#### Exercise:
Find the lines containing "source" and say how many there are, with no other words.

___ Extracted data ___

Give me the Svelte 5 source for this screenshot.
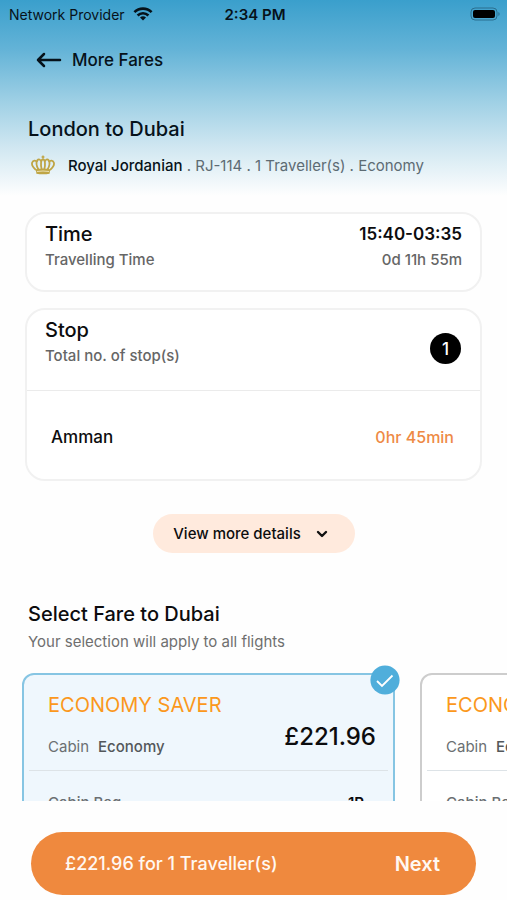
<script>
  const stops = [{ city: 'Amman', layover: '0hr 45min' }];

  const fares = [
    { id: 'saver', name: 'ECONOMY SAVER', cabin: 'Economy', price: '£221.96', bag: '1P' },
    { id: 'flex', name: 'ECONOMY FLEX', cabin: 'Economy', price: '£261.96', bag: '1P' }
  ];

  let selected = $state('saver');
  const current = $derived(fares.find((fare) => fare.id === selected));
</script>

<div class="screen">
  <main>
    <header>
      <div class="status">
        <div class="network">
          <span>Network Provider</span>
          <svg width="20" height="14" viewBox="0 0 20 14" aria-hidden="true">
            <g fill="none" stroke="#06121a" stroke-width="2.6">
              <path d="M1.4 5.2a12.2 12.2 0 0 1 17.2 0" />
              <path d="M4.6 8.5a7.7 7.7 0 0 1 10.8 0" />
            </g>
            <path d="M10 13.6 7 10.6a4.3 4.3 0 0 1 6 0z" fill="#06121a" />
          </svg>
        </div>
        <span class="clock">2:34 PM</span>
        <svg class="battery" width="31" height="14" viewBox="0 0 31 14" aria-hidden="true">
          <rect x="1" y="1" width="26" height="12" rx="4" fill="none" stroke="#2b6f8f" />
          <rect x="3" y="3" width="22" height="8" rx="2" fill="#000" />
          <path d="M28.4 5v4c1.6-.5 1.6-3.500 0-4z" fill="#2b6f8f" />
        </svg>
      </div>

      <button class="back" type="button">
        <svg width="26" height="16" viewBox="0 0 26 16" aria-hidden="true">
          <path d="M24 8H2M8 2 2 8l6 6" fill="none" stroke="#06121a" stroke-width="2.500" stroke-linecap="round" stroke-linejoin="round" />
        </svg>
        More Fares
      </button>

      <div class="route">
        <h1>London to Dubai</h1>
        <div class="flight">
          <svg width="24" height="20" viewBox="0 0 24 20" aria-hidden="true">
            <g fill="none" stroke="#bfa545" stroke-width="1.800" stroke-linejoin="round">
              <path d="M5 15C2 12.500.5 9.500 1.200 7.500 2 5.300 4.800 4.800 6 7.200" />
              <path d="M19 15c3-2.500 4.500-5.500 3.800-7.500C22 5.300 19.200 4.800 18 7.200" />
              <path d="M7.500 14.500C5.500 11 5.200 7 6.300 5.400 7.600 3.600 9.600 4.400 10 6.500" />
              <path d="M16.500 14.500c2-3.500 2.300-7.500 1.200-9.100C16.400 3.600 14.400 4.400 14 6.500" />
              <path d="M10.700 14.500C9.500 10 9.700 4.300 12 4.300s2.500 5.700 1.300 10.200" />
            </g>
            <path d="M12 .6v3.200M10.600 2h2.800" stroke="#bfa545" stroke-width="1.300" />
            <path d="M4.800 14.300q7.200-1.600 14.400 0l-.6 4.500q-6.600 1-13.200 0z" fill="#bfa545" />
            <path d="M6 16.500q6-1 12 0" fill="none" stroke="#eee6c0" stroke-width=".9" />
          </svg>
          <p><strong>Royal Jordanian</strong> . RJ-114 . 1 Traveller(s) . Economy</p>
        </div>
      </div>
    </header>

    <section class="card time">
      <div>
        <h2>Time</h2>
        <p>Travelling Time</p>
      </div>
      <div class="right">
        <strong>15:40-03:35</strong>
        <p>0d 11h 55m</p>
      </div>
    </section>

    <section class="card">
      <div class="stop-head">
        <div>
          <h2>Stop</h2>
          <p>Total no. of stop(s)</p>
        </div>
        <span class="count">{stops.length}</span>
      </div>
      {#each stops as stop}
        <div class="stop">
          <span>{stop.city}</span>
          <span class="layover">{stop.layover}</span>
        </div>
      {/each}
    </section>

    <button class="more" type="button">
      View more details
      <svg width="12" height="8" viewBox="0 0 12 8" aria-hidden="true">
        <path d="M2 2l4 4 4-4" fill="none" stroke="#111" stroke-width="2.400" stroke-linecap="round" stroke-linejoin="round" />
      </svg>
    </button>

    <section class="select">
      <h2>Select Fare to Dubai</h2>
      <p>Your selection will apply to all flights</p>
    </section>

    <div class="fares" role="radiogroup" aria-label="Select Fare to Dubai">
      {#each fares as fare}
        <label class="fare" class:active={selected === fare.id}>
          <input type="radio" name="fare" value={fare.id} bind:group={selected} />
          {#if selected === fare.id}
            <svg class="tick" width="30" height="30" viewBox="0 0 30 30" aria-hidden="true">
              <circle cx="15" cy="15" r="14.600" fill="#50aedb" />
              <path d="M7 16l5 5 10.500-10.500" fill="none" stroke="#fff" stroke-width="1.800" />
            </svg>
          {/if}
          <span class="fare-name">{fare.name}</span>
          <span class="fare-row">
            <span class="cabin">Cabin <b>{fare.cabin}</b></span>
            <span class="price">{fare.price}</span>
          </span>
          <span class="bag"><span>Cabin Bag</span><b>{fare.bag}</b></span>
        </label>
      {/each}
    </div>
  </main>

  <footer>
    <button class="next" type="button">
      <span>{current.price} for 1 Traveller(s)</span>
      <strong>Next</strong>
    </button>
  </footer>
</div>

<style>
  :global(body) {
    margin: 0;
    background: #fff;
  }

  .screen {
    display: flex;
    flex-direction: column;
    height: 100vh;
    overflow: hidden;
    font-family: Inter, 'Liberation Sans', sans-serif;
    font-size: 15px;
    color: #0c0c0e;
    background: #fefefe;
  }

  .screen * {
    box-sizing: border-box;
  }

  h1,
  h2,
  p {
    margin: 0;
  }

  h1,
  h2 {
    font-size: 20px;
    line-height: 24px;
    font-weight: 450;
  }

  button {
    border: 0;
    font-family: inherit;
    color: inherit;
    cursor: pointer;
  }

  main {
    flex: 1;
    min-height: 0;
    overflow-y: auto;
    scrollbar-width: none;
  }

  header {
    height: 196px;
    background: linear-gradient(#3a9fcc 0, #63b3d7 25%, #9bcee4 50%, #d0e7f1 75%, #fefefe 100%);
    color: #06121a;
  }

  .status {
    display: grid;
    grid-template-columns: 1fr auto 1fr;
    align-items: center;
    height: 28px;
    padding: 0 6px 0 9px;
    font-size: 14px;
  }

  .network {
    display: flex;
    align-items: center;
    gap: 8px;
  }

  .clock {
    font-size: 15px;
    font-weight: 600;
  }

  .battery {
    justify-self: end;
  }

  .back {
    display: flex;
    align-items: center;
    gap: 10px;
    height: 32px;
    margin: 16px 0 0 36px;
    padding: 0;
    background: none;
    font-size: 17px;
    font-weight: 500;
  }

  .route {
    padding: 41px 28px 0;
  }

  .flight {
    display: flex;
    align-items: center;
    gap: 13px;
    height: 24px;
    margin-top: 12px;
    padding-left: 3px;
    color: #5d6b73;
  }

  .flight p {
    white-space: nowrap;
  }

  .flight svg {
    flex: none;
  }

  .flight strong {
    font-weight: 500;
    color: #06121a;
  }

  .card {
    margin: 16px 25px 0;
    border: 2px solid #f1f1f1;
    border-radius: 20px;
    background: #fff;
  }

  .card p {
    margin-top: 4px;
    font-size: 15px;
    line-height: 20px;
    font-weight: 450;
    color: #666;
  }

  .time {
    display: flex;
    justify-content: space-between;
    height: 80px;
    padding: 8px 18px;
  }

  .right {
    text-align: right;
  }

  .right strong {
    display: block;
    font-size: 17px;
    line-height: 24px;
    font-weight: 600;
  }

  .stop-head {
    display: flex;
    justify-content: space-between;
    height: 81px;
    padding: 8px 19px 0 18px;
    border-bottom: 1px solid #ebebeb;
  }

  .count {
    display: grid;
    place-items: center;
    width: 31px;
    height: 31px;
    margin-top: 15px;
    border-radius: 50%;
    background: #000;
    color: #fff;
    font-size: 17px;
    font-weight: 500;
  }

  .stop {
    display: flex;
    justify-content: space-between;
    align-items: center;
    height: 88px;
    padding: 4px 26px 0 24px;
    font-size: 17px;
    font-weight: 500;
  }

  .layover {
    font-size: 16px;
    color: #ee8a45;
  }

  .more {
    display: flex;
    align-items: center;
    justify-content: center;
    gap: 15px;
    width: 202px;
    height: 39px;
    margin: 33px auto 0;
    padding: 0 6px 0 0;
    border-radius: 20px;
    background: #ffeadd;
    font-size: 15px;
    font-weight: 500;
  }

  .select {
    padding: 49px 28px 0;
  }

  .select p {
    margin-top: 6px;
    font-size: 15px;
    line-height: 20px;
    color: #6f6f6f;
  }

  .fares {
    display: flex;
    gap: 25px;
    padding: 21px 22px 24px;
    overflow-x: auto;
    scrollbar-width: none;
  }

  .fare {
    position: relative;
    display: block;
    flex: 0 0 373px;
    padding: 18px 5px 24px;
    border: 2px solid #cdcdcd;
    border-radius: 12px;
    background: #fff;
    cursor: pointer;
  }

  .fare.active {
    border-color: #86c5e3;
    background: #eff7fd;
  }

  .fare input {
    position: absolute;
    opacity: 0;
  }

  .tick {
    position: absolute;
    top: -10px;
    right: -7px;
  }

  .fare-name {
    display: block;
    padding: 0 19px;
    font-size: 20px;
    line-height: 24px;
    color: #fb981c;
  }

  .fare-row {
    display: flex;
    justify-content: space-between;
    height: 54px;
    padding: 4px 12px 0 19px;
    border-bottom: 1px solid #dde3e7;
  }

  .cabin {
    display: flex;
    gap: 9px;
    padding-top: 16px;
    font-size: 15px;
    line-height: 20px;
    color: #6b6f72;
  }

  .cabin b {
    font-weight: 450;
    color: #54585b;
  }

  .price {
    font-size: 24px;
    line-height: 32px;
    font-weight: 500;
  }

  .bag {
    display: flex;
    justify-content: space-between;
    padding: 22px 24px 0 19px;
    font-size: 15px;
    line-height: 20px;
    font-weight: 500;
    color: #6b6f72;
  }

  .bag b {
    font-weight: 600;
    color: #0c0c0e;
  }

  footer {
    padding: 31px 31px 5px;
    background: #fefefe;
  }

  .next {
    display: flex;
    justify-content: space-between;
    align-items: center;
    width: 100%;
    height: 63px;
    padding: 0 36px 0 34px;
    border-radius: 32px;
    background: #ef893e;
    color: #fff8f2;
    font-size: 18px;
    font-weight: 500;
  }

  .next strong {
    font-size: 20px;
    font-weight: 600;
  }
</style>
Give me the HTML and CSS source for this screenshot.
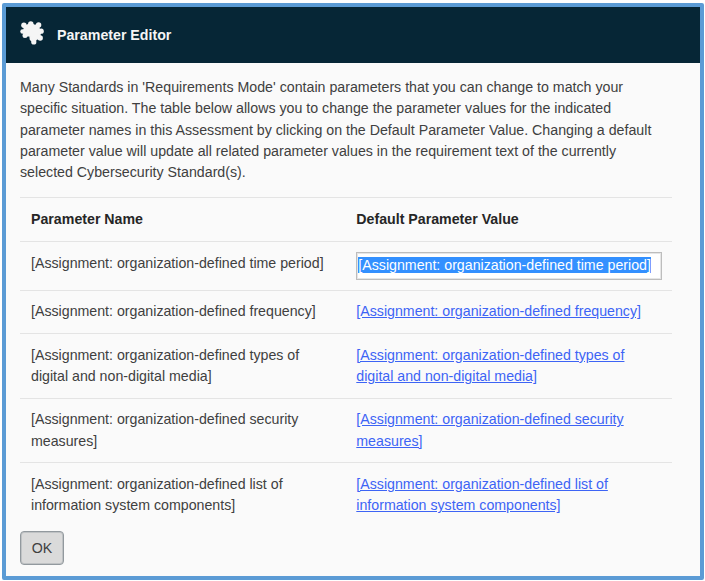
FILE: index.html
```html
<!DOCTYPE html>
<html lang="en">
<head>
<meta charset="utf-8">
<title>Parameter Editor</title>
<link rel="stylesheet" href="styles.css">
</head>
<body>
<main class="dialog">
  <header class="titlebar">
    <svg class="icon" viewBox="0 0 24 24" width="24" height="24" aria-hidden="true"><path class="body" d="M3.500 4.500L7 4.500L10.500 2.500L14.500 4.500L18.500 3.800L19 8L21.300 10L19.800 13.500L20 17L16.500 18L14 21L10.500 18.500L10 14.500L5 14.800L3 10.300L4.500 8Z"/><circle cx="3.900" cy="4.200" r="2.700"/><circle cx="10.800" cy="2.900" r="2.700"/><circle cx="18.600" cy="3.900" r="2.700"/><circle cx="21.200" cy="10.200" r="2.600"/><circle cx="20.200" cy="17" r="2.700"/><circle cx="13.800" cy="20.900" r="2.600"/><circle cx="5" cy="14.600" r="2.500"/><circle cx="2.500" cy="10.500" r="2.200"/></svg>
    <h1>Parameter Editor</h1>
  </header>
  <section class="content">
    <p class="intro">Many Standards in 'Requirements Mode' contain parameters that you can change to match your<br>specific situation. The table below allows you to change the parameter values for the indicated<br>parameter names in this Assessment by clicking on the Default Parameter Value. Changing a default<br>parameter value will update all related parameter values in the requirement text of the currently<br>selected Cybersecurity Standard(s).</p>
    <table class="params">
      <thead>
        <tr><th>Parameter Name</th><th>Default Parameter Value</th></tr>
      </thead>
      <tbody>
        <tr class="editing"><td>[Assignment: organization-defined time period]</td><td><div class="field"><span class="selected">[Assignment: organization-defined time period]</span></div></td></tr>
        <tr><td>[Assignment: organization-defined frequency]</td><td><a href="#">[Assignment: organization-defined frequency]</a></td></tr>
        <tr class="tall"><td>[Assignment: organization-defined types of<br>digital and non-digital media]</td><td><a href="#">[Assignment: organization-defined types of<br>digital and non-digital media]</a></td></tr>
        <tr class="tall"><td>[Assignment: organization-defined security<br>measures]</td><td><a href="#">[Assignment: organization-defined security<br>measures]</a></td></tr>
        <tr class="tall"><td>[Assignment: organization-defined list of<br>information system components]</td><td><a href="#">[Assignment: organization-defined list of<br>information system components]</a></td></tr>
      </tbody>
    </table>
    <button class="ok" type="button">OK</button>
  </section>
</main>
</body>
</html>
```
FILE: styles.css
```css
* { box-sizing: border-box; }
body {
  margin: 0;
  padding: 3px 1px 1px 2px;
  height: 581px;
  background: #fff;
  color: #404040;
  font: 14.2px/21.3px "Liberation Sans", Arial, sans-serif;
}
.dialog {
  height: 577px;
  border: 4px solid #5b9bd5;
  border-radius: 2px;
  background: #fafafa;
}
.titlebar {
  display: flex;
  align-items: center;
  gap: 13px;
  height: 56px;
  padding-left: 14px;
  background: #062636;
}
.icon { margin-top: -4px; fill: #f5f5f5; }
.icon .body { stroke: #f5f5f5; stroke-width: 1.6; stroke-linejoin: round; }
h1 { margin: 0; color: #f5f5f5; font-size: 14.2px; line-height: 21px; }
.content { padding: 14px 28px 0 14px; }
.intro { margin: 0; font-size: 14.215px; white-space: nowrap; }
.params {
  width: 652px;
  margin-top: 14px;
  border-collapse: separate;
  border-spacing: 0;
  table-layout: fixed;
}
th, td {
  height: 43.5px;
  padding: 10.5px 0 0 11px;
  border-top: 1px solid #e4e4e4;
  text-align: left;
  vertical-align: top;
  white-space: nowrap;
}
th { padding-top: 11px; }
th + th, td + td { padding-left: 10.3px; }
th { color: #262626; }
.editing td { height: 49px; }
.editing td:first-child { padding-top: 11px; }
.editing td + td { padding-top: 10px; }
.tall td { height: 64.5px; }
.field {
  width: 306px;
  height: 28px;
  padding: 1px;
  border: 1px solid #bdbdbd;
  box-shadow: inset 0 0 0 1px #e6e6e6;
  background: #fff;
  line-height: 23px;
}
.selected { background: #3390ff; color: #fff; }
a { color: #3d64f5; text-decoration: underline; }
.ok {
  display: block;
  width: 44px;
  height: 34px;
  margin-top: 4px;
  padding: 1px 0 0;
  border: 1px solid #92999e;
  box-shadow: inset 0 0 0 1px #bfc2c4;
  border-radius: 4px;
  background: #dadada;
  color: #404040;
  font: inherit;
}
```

___

#### Solution below:
2